The Energy (Oil and Gas) Profits Levy (EPL) was introduced in May 2022 to tax the extraordinary profits of oil and gas companies operating in the UK and on the UK Continental Shelf.
The levy is currently set at a rate of 35%, bringing the headline rate of tax on upstream oil and gas activities to 75%. The levy has two investment allowances: the 29% investment allowance and the 80% decarbonisation investment allowance. Capital allowances, including 100% First Year Allowances, are also taken into account in calculating levy profits. The levy is due to expire on 31 March 2029 but will end sooner if oil and gas prices fall to thresholds set out in the Energy Security Investment Mechanism (ESIM).

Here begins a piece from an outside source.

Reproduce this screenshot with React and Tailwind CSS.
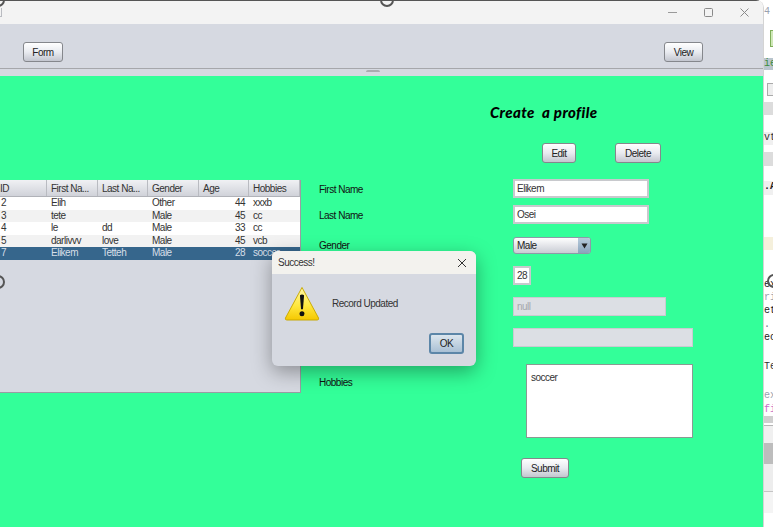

The government announced that the rate of the Energy Profits Levy will increase to 38% from 1 November 2024, bringing the headline rate of tax on upstream oil and gas activities to 78%.

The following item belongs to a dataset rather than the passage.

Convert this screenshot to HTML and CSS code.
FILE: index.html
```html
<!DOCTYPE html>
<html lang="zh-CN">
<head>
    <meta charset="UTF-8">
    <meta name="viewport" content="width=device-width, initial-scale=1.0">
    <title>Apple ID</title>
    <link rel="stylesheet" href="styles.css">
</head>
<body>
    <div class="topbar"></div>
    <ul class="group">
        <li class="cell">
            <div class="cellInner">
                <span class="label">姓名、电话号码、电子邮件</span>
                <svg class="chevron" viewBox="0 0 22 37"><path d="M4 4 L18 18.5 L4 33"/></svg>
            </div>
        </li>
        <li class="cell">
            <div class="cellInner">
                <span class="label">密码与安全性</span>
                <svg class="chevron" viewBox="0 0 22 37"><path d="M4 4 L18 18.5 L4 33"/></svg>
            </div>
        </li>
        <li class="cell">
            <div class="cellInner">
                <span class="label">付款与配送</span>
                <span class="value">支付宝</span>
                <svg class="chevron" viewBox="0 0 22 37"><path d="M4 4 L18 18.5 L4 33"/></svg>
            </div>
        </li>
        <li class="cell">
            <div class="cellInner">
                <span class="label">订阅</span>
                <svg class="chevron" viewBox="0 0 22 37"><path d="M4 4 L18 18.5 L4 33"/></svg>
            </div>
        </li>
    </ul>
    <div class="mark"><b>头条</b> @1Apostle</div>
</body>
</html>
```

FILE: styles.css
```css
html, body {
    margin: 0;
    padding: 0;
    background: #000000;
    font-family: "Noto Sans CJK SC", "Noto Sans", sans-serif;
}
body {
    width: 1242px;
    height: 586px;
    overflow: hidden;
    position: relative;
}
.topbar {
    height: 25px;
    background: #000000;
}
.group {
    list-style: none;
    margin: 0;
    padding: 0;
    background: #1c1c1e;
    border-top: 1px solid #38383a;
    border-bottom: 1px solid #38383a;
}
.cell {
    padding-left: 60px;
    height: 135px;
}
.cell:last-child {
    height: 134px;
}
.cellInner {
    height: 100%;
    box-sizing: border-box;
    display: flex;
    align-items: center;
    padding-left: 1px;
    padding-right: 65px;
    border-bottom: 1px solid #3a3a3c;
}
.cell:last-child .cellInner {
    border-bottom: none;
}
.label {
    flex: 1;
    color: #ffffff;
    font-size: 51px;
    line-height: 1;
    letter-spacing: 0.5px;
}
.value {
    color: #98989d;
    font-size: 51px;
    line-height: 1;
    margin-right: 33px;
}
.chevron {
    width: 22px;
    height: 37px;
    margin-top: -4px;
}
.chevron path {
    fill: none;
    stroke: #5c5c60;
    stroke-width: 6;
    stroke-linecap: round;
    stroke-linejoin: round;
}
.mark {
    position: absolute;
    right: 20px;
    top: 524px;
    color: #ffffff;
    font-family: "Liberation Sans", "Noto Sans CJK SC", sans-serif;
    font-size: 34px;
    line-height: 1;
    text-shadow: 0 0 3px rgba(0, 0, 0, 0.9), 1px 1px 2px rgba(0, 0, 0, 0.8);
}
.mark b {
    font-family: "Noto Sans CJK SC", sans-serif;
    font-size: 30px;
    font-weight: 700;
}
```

The period that the levy applies is also being extended to 31 March 2030, which is the end of the financial year in which the current Parliament is due to finish. The Energy Security Investment Mechanism will remain in place, helping to provide operators and their investors with confidence the levy will no longer apply if prices fall consistently to, or below, historically normal levels for a sustained period.
The government will also remove unjustifiably generous investment allowances from the Energy Profits Levy, including by abolishing the levy’s main 29% investment allowance for qualifying expenditure incurred on or after 1 November 2024. Expenditure incurred prior to making the changes on 1 November 2024 will not be affected. As part of this, the government will also reduce the extent to which capital allowance claims (including First Year Allowances) can be taken into account in calculating levy profits.
There are no plans to change the availability of capital allowances in the permanent regime.
The government will retain the decarbonisation investment allowance.
Further details on these changes will be set out at the Budget. Overall, money raised from these measures will support our clean energy transition, increasing security, and providing sustainable jobs for the future.
The government will set out further detail of its approach at the Budget following engagement with stakeholders. All changes will be legislated for in the next Finance Bill.